Dr. James Bertram Collip has been celebrated globally as a brilliant and innovative medical science researcher who played an important role in isolating insulin.
Dr. Collip was born in Belleville on November 20th, 1892. In his childhood, he could be found at the Belleville Market at his family’s fruit and vegetable stand. Showing an early interest and aptitude in science, he graduated from Belleville High School at age 15. Dr. Collip earned a degree in Chemical and Biological Engineering at the University of Toronto at age 20, a Master’s degree at age 21 and a Ph.D. at age 24. Relocating to the University of Alberta in Edmonton, he achieved a reputation as a highly respected and much sought-after professor in the burgeoning new field of Biochemistry.
In the fall of 1921, he visited his alma mater, the University of Toronto. At this time, research was being carried out to find a treatment for diabetes. In the laboratory of Professor J.J.R. Macleod, Dr.
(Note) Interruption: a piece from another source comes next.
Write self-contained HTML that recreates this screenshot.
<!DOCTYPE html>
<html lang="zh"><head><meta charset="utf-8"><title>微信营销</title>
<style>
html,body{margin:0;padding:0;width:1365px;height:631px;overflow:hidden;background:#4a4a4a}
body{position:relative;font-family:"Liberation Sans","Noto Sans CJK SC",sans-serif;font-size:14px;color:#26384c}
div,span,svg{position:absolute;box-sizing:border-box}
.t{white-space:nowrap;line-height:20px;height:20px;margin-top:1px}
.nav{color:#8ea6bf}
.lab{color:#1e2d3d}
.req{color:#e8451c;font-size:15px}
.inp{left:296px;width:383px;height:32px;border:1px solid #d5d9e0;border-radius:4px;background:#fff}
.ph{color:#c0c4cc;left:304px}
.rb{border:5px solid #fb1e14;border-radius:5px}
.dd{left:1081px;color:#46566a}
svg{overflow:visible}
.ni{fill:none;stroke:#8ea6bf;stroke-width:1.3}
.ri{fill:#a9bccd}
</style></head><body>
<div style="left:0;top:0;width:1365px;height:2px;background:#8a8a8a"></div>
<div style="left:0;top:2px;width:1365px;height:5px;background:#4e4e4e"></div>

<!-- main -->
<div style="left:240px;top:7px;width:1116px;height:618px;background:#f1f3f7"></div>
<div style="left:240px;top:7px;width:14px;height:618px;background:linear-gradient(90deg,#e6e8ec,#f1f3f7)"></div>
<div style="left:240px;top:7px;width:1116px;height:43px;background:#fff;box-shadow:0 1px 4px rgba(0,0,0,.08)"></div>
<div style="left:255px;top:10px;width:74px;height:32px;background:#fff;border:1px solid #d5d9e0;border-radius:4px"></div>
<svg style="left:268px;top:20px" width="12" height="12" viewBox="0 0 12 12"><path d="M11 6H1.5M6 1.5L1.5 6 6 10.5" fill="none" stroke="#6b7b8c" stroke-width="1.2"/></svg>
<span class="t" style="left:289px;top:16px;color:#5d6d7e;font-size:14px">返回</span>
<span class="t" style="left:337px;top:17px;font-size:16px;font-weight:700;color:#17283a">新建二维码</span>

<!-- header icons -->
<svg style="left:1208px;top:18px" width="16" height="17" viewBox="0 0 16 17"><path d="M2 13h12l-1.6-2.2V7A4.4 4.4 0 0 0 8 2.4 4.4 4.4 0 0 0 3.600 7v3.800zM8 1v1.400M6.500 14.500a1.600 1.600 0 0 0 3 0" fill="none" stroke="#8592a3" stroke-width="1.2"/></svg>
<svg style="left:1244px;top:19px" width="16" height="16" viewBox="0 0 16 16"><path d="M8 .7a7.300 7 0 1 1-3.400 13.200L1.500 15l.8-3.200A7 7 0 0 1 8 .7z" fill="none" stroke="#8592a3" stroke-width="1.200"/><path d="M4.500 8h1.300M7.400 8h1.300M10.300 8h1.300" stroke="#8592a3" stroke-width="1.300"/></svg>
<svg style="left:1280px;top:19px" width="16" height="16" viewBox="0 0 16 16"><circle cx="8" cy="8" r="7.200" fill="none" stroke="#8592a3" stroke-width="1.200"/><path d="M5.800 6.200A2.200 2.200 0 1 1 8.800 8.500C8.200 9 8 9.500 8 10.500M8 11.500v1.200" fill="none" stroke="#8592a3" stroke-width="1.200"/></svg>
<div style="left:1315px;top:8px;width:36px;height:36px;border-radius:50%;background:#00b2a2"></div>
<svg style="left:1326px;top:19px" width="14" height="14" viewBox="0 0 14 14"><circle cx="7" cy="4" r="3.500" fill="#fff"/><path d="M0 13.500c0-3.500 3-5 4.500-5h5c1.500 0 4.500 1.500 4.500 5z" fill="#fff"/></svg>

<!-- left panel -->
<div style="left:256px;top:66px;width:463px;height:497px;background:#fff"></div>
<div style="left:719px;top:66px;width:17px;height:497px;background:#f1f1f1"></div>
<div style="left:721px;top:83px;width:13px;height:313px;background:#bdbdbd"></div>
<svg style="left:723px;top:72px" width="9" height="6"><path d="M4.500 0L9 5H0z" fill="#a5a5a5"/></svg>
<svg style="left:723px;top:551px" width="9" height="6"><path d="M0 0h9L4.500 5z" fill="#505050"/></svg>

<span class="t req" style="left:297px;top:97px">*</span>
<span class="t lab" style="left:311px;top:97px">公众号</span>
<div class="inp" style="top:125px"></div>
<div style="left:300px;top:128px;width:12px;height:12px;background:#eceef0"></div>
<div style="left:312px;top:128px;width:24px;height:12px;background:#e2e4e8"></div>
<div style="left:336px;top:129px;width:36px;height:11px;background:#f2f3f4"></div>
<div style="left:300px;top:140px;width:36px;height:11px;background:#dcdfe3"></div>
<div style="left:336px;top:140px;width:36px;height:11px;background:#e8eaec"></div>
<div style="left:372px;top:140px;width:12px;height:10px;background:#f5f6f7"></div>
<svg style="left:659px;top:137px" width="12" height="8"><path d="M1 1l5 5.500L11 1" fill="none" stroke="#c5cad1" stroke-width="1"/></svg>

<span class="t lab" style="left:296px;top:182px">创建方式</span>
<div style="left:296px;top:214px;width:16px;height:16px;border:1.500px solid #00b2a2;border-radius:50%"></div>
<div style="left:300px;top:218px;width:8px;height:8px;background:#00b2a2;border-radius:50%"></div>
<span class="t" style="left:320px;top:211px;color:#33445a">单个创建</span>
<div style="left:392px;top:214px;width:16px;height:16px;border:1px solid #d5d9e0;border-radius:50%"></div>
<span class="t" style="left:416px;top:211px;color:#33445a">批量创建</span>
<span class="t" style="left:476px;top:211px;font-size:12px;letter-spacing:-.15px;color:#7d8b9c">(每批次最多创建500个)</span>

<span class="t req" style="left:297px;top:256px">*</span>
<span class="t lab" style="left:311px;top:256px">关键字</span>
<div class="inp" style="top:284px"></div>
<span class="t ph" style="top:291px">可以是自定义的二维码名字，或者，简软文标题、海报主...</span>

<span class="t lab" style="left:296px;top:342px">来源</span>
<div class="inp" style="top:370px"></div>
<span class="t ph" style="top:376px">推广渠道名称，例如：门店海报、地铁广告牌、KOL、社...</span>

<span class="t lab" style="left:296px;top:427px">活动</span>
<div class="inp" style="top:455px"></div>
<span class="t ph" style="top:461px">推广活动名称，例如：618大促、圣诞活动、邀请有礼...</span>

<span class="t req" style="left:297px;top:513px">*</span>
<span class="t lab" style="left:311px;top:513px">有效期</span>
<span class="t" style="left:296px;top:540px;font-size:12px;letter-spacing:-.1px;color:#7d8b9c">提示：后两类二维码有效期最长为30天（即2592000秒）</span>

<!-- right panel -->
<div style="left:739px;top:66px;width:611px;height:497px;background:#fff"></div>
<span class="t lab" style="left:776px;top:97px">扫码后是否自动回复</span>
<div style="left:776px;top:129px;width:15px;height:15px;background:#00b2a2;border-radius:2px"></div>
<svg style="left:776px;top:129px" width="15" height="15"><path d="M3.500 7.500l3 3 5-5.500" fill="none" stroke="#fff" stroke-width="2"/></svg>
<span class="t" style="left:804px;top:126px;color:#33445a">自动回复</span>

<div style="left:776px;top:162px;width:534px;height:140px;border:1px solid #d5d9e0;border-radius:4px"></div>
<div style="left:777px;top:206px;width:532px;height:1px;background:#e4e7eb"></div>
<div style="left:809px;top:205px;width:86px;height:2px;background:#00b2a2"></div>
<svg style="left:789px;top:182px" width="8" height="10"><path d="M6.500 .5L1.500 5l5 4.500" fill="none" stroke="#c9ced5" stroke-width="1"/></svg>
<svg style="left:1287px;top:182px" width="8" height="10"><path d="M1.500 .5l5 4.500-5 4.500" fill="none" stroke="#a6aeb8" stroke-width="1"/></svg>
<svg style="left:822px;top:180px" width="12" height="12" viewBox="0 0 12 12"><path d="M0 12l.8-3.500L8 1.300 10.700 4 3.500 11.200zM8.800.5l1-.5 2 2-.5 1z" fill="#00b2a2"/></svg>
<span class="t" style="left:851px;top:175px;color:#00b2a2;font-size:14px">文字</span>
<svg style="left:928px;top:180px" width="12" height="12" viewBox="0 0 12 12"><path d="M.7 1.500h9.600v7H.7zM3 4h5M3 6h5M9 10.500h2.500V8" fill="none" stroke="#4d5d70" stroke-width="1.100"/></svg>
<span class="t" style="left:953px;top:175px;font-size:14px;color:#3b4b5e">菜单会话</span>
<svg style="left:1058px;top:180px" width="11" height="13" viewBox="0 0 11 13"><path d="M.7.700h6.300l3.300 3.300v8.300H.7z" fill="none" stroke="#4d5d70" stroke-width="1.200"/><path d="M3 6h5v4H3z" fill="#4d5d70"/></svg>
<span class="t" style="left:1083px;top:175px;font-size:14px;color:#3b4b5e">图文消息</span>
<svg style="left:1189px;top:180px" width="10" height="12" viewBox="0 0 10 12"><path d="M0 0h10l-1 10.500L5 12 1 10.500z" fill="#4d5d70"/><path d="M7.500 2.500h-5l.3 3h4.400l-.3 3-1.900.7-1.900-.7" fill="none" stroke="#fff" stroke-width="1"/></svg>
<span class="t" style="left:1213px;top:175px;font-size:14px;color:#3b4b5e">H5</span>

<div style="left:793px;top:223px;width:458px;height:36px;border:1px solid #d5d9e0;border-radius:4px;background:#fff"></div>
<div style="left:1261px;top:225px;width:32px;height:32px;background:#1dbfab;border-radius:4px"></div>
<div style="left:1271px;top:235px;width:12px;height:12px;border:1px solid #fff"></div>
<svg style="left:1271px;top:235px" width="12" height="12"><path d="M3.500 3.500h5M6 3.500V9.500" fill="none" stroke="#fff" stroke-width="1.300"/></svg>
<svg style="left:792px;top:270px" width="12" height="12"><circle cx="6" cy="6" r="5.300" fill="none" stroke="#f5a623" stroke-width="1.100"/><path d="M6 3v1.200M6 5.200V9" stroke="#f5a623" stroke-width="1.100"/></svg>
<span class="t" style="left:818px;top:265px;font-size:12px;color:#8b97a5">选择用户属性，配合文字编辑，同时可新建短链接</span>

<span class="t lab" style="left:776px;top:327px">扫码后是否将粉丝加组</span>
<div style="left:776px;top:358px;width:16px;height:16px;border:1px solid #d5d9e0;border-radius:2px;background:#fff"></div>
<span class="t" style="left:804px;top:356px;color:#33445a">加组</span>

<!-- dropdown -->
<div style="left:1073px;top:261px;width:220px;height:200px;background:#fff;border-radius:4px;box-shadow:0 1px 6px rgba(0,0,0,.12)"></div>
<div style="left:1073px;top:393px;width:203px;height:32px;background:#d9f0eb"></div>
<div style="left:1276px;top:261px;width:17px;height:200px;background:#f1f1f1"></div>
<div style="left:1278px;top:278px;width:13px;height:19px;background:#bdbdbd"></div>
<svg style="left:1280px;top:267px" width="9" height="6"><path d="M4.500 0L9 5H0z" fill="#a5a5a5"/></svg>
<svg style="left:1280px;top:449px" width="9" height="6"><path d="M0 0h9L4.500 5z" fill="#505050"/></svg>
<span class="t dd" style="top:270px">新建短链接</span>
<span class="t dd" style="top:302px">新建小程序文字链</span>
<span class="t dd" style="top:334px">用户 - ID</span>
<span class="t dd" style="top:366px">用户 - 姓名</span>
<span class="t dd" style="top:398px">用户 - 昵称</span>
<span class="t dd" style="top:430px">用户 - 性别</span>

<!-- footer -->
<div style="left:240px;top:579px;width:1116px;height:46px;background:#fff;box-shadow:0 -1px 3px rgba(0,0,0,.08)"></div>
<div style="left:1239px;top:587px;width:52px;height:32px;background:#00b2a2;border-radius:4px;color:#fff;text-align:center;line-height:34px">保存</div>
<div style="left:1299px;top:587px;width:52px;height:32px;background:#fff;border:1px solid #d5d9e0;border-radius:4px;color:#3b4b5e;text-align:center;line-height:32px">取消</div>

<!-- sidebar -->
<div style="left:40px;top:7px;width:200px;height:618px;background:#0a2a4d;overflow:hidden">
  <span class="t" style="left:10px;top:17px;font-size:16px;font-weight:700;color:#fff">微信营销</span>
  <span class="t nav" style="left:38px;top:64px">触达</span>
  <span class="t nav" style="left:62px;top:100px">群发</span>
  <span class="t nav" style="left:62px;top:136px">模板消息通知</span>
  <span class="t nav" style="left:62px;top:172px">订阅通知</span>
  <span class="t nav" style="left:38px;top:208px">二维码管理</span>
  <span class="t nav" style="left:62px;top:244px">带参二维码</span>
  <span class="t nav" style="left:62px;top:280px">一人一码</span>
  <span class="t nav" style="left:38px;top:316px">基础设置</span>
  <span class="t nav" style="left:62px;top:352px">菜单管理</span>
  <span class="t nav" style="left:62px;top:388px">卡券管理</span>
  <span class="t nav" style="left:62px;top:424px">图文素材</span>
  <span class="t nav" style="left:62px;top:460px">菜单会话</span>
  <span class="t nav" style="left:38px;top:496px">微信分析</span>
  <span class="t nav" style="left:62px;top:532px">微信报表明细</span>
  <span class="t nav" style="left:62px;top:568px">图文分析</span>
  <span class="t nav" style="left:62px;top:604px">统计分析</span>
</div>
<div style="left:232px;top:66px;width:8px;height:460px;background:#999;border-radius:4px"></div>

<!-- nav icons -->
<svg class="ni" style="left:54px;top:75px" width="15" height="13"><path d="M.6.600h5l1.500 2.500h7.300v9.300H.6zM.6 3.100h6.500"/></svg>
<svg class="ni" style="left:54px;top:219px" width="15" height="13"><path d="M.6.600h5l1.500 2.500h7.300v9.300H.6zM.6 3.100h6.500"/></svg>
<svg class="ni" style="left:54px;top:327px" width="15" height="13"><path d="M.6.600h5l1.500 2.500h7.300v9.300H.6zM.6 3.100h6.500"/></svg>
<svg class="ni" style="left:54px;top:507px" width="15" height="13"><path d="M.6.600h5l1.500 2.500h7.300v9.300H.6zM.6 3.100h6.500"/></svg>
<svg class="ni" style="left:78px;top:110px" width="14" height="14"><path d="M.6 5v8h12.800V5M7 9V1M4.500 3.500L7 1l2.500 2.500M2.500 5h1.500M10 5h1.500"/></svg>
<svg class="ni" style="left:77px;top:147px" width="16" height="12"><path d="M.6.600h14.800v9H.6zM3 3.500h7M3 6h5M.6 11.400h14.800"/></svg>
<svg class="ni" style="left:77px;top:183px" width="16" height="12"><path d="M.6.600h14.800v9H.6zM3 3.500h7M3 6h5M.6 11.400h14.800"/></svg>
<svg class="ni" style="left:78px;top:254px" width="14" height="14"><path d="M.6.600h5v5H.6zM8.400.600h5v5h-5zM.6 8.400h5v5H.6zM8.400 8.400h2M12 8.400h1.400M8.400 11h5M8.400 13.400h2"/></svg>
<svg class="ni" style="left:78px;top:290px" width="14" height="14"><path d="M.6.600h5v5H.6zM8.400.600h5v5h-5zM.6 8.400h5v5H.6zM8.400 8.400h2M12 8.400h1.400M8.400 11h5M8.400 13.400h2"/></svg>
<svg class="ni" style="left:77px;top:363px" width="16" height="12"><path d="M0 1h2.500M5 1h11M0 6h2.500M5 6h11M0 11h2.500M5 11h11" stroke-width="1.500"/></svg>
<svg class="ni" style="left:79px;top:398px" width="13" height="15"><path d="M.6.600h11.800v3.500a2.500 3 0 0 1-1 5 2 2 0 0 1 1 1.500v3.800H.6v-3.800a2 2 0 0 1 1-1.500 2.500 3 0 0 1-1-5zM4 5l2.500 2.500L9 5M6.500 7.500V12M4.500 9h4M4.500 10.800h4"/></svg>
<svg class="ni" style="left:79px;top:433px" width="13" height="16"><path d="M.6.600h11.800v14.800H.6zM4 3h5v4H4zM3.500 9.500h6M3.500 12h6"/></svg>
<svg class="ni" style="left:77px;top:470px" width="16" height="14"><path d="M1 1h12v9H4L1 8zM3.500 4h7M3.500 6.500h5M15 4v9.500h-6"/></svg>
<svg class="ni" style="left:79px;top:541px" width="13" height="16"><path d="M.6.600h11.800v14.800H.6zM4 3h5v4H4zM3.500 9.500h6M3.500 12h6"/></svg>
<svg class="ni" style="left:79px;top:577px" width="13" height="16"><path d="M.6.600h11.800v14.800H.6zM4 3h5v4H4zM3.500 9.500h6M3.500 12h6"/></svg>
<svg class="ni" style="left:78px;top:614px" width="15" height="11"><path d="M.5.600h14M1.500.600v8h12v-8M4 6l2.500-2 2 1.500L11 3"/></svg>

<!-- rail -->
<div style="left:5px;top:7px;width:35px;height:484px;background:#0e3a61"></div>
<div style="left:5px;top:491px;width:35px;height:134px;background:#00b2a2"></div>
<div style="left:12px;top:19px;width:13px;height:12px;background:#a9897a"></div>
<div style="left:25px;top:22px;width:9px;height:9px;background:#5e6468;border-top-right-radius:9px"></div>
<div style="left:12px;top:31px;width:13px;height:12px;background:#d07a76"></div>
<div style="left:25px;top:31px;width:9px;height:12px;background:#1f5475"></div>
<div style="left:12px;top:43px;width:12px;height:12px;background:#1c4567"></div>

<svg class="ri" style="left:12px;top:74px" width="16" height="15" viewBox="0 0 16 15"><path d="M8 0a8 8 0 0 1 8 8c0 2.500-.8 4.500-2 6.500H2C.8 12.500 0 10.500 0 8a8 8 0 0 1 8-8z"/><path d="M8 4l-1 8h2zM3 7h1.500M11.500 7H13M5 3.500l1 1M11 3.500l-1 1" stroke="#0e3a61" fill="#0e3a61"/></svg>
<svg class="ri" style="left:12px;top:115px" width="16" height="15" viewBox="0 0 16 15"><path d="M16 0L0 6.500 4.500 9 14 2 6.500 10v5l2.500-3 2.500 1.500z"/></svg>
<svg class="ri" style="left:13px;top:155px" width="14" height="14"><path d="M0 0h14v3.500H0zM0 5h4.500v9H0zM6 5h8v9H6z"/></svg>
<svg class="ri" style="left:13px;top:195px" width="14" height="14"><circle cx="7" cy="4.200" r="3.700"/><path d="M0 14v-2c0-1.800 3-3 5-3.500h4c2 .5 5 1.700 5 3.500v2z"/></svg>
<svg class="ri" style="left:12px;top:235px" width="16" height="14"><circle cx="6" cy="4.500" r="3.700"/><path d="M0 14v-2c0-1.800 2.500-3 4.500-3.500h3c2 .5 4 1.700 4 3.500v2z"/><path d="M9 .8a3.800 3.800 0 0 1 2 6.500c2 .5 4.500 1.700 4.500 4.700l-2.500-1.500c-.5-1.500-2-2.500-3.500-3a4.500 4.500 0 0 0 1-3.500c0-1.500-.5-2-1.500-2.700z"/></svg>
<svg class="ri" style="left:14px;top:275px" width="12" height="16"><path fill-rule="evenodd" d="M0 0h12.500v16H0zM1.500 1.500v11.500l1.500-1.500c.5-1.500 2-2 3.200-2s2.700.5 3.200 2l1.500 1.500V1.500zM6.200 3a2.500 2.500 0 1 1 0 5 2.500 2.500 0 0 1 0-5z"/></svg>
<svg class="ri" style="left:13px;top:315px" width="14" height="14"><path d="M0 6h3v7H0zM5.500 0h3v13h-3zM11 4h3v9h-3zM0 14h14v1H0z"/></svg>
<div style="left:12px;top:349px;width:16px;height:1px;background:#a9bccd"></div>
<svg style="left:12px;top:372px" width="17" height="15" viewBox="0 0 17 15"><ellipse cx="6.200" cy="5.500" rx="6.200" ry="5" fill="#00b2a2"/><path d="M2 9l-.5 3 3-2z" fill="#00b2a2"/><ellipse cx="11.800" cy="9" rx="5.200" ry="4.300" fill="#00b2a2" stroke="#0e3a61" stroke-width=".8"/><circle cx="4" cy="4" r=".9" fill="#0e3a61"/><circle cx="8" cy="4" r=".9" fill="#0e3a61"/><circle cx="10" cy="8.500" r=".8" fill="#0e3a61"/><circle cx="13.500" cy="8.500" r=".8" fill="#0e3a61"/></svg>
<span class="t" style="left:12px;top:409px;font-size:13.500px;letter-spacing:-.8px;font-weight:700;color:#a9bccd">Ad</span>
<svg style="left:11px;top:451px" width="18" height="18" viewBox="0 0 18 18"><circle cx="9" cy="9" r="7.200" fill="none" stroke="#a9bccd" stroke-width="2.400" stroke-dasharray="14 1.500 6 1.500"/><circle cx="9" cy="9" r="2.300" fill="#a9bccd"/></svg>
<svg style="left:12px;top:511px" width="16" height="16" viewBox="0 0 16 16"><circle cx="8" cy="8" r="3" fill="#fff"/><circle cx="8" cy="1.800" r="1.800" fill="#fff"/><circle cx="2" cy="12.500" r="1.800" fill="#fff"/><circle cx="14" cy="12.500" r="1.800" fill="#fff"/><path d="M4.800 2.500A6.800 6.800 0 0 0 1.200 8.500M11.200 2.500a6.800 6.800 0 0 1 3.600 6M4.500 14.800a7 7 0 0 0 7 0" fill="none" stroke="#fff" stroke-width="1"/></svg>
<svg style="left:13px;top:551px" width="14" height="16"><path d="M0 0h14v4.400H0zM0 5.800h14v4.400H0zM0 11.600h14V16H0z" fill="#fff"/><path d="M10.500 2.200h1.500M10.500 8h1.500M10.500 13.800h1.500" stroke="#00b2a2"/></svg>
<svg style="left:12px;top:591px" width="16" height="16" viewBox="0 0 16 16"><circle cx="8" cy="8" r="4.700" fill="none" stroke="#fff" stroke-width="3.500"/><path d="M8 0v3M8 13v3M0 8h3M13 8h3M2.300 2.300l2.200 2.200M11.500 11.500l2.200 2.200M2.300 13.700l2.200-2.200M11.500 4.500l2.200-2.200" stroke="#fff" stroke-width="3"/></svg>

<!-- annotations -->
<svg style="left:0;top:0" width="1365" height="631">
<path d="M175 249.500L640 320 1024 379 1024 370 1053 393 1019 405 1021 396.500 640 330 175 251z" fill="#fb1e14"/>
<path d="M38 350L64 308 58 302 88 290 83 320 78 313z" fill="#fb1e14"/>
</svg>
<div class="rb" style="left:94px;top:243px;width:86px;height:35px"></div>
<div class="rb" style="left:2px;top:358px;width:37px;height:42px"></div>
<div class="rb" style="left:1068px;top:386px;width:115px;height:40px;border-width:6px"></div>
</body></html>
Frederick Banting and grad student Charles Best had made substantial progress in extracting a material from the pancreas they called insulin but had not reached the point where it could be used on humans without side effects.
Because of his advanced knowledge of biochemistry, Dr. Collip was invited to join the team. He went to work in a separate lab on campus on December 1st, 1921 and by early January 1922 had purified the insulin extract so that it could be used safely on humans. On January 23rd, 1922, it was used for the very first time – and successfully – on a dying 14-year-old boy at Toronto General Hospital. Since then, the lives of countless of millions of diabetics around the world have been saved.